Compare these to what you have, and let me know what you think.
C#
var collection = database.GetCollection<BsonDocument>("myCollection");
var updates = new List<WriteModel<BsonDocument>>();
// Build the update operation for each document
foreach (var doc in documentsToUpdate)
{
var filter = Builders<BsonDocument>.Filter.Eq("_id", doc["_id"]);
var update = Builders<BsonDocument>.Update.Set("myField", "myNewValue");
var updateModel = new UpdateOneModel<BsonDocument>(filter, update);
updates.Add(updateModel);
}
// Execute the bulk write operation
BulkWriteResult result = collection.BulkWrite(updates);
int numUpdated = result.ModifiedCount;
Now to do it all in batches that will always keep running until all 2B are done:
var collection = database.GetCollection<BsonDocument>("myCollection");
List<BsonDocument> documentsToUpdate = // retrieve documents to update
int batchSize = 5000;
int totalDocs = documentsToUpdate.Count;
int currentDocIndex = 0;
int numUpdated = 0;
while (currentDocIndex < totalDocs) {
List<UpdateOneModel<BsonDocument>> updates = new List<UpdateOneModel<BsonDocument>>();
// Build the update operation for each document in the batch
for (int i = currentDocIndex; i < currentDocIndex + batchSize && i < totalDocs; i++) {
BsonDocument doc = documentsToUpdate[I];
var filter = Builders<BsonDocument>.Filter.Eq("_id", doc.GetValue("_id"));
var update = Builders<BsonDocument>.Update.Set("myField", "myNewValue");
var updateModel = new UpdateOneModel<BsonDocument>(filter, update);
updates.Add(updateModel);
}
// Execute the bulk write operation for the batch
BulkWriteResult result = collection.BulkWrite(updates);
numUpdated += result.ModifiedCount;
// Move to the next batch
currentDocIndex += batchSize;
}
Console.WriteLine($"Total documents updated: {numUpdated}");
For JavaScript/Node:
const collection = db.collection('myCollection');
const updates = documentsToUpdate.map((doc) => ({
updateOne: {
filter: { _id: doc._id },
update: { $set: { myField: 'myNewValue' } },
},
}));
// Execute the bulk write operation
collection.bulkWrite(updates).then((result) => {
const numUpdated = result.modifiedCount;
});
const MongoClient = require('mongodb').MongoClient;
const batchSize = 5000;
const dbName = 'myDatabase';
const collectionName = 'myCollection';
async function updateDocumentsSequentially() {
const client = await MongoClient.connect('mongodb://localhost:27017');
const db = client.db(dbName);
const collection = db.collection(collectionName);
const totalDocuments = await collection.countDocuments({});
let processedDocuments = 0;
while (processedDocuments < totalDocuments) {
const documentsToUpdate = await collection.find({}).limit(batchSize).toArray();
const updates = documentsToUpdate.map((doc) => ({
updateOne: {
filter: { _id: doc._id },
update: { $set: { myField: 'myNewValue' } },
},
}));
const result = await collection.bulkWrite(updates);
processedDocuments += result.modifiedCount;
}
await client.close();
}
updateDocumentsSequentially().catch((err) => console.error(err));
I’m also going to give you my Python and Rust versions of the 5000 batch.
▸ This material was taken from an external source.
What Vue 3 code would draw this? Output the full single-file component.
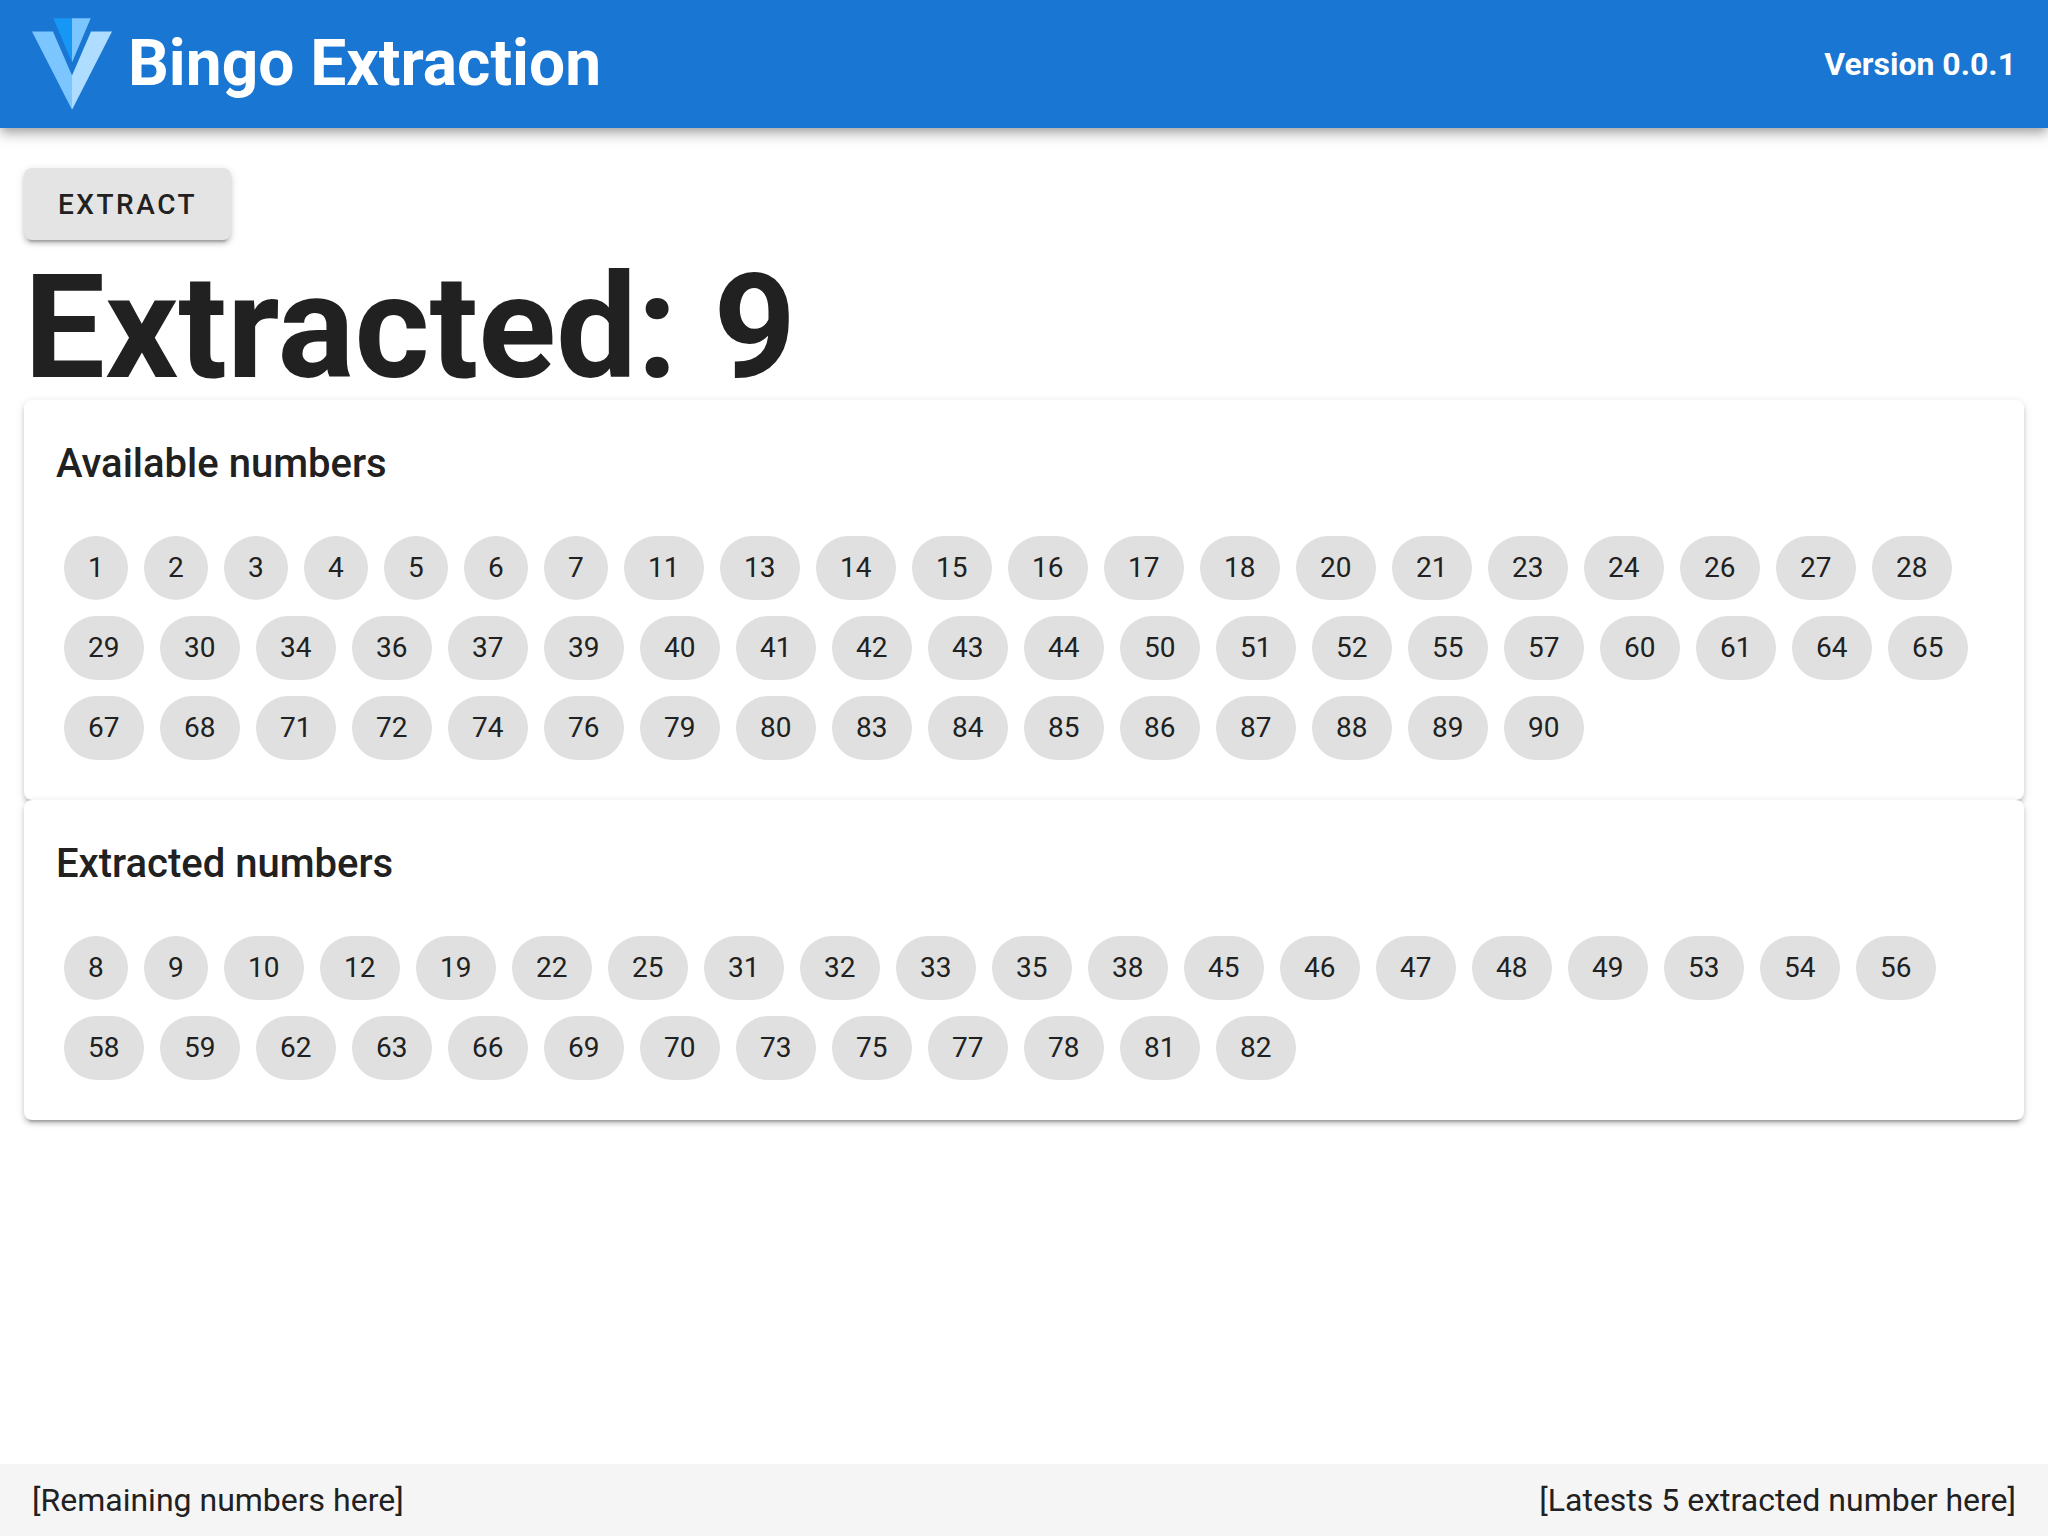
<script setup>
import { computed, ref } from 'vue'

const extracted = ref([
  8, 9, 10, 12, 19, 22, 25, 31, 32, 33, 35, 38, 45, 46, 47, 48, 49, 53, 54, 56,
  58, 59, 62, 63, 66, 69, 70, 73, 75, 77, 78, 81, 82,
])
const current = ref(9)

const available = computed(() =>
  Array.from({ length: 90 }, (_, i) => i + 1).filter((n) => !extracted.value.includes(n)),
)

const cards = computed(() => [
  { title: 'Available numbers', numbers: available.value },
  { title: 'Extracted numbers', numbers: extracted.value },
])

function extract() {
  const pool = available.value
  if (!pool.length) return
  const next = pool[Math.floor(Math.random() * pool.length)]
  current.value = next
  extracted.value = [...extracted.value, next].sort((a, b) => a - b)
}
</script>

<template>
  <div class="app">
    <header class="bar">
      <svg class="logo" viewBox="0 0 87.5 100" aria-hidden="true">
        <polygon fill="#1697f6" points="43.75,0 23.31,0 43.75,48.32" />
        <polygon fill="#7bc6ff" points="43.75,62.5 43.75,100 0,14.58 22.92,14.58" />
        <polygon fill="#7bc6ff" points="43.75,0 64.19,0 43.75,48.32" />
        <polygon fill="#aeddff" points="64.58,14.58 87.5,14.58 43.75,100 43.75,62.5" />
      </svg>
      <h1 class="name">Bingo Extraction</h1>
      <strong class="version">Version 0.0.1</strong>
    </header>

    <main class="content">
      <button class="extract" type="button" @click="extract">EXTRACT</button>
      <p class="current">Extracted: {{ current }}</p>

      <section v-for="card in cards" :key="card.title" class="card">
        <h2 class="card-title">{{ card.title }}</h2>
        <ul class="chips">
          <li v-for="n in card.numbers" :key="n" class="chip" :class="{ wide: n > 9 }">{{ n }}</li>
        </ul>
      </section>
    </main>

    <footer class="footer">
      <span>[Remaining numbers here]</span>
      <span>[Latests 5 extracted number here]</span>
    </footer>
  </div>
</template>

<style>
body {
  margin: 0;
  background: #fff;
}
</style>

<style scoped>
.app {
  display: flex;
  flex-direction: column;
  min-height: 100vh;
  color: #212121;
  font-family: Roboto, 'Liberation Sans', sans-serif;
  font-size: 32px;
  line-height: 48px;
}

.bar {
  display: flex;
  align-items: center;
  gap: 16px;
  height: 128px;
  padding: 0 32px;
  background: #1976d2;
  color: #fff;
  box-shadow:
    0 4px 8px -2px rgba(0, 0, 0, 0.2),
    0 8px 10px 0 rgba(0, 0, 0, 0.14),
    0 2px 20px 0 rgba(0, 0, 0, 0.12);
}

.logo {
  width: 80px;
  height: 92px;
}

.name {
  margin: 0;
  font-size: 64px;
  font-weight: 700;
  line-height: 96px;
}

.version {
  margin-left: auto;
  font-weight: 700;
}

.content {
  flex: 1;
  padding: 40px 24px 24px;
}

.extract {
  display: block;
  height: 72px;
  padding: 0 34px;
  border: 0;
  border-radius: 8px;
  background: #e4e4e4;
  color: inherit;
  font-family: inherit;
  font-size: 28px;
  font-weight: 500;
  letter-spacing: 0.09em;
  cursor: pointer;
}

.extract,
.card {
  box-shadow:
    0 6px 2px -4px rgba(0, 0, 0, 0.2),
    0 4px 4px 0 rgba(0, 0, 0, 0.14),
    0 2px 10px 0 rgba(0, 0, 0, 0.12);
}

.current {
  margin: 16px 0 0;
  font-size: 144px;
  font-weight: 700;
  line-height: 144px;
}

.card {
  padding: 32px;
  border-radius: 8px;
  background: #fff;
}

.card-title {
  margin: 0 0 32px;
  font-size: 40px;
  font-weight: 500;
  line-height: 64px;
}

.chips {
  display: flex;
  flex-wrap: wrap;
  gap: 16px;
  margin: 0;
  padding: 8px;
  list-style: none;
}

.chip {
  box-sizing: border-box;
  min-width: 64px;
  padding: 0 24px;
  border-radius: 32px;
  background: #e0e0e0;
  font-size: 28px;
  line-height: 64px;
}

.chip.wide {
  min-width: 80px;
}

.footer {
  display: flex;
  justify-content: space-between;
  padding: 12px 32px;
  background: #f5f5f5;
}
</style>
The RUST VERSION has the LOWEST impact to system resource in its operation almost no memory issues at all comparatively. And is what I’d recommend overall above the others for that much workload, but it’s up to you.
RUST
let collection = database.collection("myCollection");
let documents_to_update: Vec<BsonDocument> = // retrieve documents to update
let batch_size = 5000;
let total_docs = documents_to_update.len();
let mut current_doc_index = 0;
let mut num_updated = 0;
while current_doc_index < total_docs {
let mut updates: Vec<UpdateOneModel<BsonDocument>> = Vec::new();
// Build the update operation for each document in the batch
for i in current_doc_index..std::cmp::min(current_doc_index + batch_size, total_docs) {
let doc = &documents_to_update[i];
let filter = doc.get("_id").and_then(|id| Some(doc! {"_id": id.to_owned()})).unwrap();
let update = doc! {"$set": {"myField": "myNewValue"}};
let update_model = UpdateOneModel::new(filter, update, None);
updates.push(update_model);
}
// Execute the bulk write operation for the batch
let result = collection.bulk_write(updates, None);
num_updated += result.modified_count;
// Move to the next batch
current_doc_index += batch_size;
}
println!("Total documents updated: {}", num_updated);
PYTHON
from pymongo import MongoClient, UpdateOne
client = MongoClient("mongodb://localhost:27017/")
database = client["myDatabase"]
collection = database["myCollection"]
documents_to_update = # retrieve documents to update
batch_size = 5000
total_docs = len(documents_to_update)
current_doc_index = 0
num_updated = 0
while current_doc_index < total_docs:
updates = []
# Build the update operation for each document in the batch
for i in range(current_doc_index, min(current_doc_index + batch_size, total_docs)):
doc = documents_to_update[i]
filter = {"_id": doc["_id"]}
update = {"$set": {"myField": "myNewValue"}}
update_model = UpdateOne(filter, update)
updates.append(update_model)
# Execute the bulk write operation for the batch
result = collection.bulk_write(updates)
num_updated += result.modified_count
# Move to the next batch
current_doc_index += batch_size
print(f"Total documents updated: {num_updated}")
Note that this requires the PyMongo driver to be installed.